▶ The task
Beginning with the first line of the data below, extract each line up to and including the one containing "const deliveryLines = ['Finn". Copy them exactly and add nothing.

►

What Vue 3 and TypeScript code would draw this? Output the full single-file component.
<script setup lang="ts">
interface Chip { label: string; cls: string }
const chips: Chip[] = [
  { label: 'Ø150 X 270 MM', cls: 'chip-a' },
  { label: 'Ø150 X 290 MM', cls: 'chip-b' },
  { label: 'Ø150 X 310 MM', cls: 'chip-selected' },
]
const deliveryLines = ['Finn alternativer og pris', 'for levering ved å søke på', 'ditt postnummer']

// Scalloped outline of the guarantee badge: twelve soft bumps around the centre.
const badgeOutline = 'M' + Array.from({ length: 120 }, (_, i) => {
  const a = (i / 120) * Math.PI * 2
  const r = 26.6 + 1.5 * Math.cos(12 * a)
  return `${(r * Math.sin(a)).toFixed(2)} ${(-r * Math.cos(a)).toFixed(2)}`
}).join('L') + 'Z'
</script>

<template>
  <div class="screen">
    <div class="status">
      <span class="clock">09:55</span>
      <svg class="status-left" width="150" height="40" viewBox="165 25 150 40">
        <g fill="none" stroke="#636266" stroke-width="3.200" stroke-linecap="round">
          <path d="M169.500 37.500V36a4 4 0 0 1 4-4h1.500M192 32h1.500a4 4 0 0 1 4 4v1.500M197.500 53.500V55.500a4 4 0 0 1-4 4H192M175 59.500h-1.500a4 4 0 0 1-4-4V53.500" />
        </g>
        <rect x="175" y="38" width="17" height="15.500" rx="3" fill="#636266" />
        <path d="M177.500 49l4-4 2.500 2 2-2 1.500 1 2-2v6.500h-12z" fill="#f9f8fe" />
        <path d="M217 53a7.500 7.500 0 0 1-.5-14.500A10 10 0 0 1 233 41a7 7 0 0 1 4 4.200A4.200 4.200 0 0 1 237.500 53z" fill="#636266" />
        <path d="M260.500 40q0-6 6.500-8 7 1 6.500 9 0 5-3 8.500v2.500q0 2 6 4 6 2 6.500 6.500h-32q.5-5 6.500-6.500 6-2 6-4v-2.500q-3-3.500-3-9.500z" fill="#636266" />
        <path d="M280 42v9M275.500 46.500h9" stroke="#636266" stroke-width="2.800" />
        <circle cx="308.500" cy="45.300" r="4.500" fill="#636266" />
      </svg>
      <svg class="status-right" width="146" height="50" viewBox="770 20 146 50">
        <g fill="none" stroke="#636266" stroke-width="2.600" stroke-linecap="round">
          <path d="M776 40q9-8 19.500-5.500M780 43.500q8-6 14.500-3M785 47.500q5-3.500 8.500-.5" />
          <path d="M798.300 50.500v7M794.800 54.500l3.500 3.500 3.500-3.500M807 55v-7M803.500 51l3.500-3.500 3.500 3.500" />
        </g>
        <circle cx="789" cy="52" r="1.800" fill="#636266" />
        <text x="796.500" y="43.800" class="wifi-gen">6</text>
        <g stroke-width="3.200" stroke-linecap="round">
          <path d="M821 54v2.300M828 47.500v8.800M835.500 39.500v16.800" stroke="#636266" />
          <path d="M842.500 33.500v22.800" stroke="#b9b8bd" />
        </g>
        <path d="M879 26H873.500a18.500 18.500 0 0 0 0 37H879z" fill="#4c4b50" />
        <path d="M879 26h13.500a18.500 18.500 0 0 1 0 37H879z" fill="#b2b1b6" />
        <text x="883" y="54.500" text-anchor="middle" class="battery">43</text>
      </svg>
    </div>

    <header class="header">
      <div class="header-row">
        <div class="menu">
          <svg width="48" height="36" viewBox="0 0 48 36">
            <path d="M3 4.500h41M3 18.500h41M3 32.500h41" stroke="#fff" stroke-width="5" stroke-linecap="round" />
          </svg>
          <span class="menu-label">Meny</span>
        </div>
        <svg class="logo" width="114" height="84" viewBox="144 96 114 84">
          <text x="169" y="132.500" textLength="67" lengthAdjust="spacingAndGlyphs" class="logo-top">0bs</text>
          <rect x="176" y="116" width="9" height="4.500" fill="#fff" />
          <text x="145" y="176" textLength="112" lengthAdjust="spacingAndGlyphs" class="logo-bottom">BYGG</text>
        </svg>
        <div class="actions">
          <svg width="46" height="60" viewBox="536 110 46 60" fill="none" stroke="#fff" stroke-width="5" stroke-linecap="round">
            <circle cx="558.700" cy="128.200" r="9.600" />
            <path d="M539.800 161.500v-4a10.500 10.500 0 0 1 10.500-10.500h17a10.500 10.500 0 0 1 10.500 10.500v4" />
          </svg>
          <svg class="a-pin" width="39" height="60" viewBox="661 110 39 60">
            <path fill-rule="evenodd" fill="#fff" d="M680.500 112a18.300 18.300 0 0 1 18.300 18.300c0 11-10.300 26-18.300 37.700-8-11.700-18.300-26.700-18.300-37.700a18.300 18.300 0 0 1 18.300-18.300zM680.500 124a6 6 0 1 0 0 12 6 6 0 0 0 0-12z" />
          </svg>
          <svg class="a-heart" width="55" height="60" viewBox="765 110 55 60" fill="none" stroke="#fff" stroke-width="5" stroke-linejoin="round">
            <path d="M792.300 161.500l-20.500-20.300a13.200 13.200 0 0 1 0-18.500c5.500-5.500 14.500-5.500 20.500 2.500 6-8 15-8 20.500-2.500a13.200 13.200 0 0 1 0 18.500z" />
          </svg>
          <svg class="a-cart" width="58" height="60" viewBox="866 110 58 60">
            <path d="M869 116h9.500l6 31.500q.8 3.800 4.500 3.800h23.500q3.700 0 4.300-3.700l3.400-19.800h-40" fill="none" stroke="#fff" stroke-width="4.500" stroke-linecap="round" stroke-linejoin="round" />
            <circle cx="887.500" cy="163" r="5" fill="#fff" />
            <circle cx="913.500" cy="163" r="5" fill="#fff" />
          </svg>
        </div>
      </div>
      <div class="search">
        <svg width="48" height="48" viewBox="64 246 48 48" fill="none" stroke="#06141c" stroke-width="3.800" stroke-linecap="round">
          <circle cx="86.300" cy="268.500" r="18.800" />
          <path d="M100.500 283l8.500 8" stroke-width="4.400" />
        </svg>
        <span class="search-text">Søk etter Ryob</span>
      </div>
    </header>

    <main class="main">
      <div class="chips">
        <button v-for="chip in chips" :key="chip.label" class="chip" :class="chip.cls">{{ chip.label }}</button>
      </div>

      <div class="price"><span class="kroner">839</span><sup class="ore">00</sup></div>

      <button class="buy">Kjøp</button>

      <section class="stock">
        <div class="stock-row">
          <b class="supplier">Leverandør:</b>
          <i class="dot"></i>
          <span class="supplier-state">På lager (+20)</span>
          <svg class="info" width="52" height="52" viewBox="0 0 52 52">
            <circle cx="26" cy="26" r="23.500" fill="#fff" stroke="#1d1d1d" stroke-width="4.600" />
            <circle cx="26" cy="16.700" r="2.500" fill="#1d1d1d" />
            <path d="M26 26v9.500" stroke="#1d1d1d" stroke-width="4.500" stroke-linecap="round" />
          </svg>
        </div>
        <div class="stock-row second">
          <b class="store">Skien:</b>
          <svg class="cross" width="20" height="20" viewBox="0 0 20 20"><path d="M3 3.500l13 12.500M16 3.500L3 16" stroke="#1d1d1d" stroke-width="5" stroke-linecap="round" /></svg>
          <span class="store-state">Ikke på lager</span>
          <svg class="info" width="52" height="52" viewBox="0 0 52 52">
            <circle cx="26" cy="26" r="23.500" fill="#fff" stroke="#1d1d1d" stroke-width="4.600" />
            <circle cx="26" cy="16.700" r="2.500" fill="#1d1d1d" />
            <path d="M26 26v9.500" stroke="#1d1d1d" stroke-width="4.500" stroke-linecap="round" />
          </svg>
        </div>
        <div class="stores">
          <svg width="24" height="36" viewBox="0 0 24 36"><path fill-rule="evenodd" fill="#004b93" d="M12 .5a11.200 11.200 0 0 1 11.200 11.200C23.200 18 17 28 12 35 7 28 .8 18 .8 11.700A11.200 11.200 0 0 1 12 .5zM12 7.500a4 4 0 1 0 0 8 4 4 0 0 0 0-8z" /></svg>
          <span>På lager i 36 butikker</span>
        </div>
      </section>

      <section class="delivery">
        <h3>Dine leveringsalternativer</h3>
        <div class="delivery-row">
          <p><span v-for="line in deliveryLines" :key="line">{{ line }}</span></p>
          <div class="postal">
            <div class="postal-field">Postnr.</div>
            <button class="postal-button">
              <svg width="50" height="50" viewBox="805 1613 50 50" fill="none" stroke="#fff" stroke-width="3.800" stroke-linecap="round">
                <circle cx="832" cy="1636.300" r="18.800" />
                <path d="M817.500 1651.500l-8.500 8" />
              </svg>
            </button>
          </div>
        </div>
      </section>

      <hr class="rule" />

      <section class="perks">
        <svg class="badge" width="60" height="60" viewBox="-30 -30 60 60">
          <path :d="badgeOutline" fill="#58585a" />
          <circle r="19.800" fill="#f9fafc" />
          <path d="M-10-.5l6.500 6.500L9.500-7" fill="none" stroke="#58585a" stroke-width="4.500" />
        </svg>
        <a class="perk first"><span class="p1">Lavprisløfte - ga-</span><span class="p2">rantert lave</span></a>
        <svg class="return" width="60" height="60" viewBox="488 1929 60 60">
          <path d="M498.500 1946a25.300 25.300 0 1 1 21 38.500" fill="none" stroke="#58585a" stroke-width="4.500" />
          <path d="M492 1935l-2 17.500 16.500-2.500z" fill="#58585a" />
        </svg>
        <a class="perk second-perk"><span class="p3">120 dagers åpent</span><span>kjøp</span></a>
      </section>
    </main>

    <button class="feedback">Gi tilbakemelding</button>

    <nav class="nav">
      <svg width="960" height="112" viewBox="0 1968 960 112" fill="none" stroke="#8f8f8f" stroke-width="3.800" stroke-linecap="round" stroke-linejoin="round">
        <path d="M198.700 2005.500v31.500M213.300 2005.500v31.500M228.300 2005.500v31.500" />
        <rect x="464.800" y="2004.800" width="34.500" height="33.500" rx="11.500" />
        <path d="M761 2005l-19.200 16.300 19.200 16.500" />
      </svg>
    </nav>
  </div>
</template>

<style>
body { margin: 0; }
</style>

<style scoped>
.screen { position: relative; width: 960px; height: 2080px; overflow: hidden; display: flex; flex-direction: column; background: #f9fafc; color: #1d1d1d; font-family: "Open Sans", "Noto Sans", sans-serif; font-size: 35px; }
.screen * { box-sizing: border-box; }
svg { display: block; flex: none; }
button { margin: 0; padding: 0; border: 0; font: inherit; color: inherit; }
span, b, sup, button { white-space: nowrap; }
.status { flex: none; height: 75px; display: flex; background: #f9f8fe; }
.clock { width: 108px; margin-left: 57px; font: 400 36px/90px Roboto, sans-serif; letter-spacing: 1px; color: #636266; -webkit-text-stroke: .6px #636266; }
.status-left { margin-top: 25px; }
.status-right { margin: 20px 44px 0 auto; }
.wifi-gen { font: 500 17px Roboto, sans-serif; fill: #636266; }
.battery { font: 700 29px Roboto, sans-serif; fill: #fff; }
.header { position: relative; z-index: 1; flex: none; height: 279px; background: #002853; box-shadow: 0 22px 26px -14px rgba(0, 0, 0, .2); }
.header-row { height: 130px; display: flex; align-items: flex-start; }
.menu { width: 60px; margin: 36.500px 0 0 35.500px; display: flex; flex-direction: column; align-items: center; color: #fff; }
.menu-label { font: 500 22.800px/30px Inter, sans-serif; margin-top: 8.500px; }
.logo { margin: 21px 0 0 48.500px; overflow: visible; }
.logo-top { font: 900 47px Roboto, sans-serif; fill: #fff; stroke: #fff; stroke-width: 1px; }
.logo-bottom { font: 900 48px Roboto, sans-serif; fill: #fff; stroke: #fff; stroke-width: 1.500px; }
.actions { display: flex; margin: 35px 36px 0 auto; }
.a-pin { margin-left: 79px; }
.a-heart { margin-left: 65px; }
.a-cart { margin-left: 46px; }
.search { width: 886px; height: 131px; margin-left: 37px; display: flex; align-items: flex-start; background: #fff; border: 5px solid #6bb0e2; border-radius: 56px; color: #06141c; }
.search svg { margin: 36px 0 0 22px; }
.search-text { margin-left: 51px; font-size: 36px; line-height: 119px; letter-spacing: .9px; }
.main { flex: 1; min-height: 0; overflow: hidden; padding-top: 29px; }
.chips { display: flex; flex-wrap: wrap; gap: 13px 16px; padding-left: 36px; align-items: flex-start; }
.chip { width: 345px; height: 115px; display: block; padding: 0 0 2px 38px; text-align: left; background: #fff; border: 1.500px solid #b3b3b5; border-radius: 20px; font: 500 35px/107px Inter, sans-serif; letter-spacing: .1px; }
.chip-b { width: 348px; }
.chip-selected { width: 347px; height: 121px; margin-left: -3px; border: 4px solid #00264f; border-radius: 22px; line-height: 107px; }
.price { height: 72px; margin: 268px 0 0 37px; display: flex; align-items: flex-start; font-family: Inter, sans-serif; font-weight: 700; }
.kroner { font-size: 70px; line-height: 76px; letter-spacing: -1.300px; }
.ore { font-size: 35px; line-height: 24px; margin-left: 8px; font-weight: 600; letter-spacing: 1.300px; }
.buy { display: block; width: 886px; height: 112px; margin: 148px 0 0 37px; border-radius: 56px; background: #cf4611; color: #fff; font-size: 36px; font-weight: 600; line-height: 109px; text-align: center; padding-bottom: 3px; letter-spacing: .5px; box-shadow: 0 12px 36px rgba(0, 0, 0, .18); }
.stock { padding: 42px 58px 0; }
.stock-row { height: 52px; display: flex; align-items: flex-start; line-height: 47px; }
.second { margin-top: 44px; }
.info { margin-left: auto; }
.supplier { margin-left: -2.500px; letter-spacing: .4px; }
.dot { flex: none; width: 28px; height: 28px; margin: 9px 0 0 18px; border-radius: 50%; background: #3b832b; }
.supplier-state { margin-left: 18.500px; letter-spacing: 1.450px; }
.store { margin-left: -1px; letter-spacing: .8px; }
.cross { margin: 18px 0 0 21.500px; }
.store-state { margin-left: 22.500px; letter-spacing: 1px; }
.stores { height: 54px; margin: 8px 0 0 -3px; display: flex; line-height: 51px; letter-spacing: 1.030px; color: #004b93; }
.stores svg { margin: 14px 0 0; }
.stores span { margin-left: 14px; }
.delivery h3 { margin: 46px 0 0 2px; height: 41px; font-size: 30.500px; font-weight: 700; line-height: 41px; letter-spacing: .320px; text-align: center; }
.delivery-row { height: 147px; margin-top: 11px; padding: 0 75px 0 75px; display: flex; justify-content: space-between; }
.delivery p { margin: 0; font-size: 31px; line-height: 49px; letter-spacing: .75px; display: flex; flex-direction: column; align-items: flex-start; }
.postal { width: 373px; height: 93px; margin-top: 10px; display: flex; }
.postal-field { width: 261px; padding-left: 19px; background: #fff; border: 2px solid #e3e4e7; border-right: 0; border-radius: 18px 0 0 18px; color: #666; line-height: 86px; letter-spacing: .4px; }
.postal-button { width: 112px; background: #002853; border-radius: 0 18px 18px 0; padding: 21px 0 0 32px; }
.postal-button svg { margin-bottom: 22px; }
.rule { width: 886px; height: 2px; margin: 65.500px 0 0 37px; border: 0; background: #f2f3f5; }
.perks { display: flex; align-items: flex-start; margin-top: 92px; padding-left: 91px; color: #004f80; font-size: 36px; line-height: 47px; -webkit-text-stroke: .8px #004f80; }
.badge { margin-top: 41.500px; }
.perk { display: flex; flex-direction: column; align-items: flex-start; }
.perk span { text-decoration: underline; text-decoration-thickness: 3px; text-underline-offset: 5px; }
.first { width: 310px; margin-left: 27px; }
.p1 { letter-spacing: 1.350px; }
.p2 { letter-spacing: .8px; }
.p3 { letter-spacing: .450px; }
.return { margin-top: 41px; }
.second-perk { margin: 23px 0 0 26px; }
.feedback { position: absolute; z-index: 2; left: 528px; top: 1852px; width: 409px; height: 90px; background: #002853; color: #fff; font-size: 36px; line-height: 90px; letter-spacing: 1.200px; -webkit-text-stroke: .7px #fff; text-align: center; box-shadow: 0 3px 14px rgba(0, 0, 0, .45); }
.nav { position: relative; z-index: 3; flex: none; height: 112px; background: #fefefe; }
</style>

◄

▶ In response
What Vue 3 and TypeScript code would draw this? Output the full single-file component.
<script setup lang="ts">
interface Chip { label: string; cls: string }
const chips: Chip[] = [
  { label: 'Ø150 X 270 MM', cls: 'chip-a' },
  { label: 'Ø150 X 290 MM', cls: 'chip-b' },
  { label: 'Ø150 X 310 MM', cls: 'chip-selected' },
]
const deliveryLines = ['Finn alternativer og pris', 'for levering ved å søke på', 'ditt postnummer']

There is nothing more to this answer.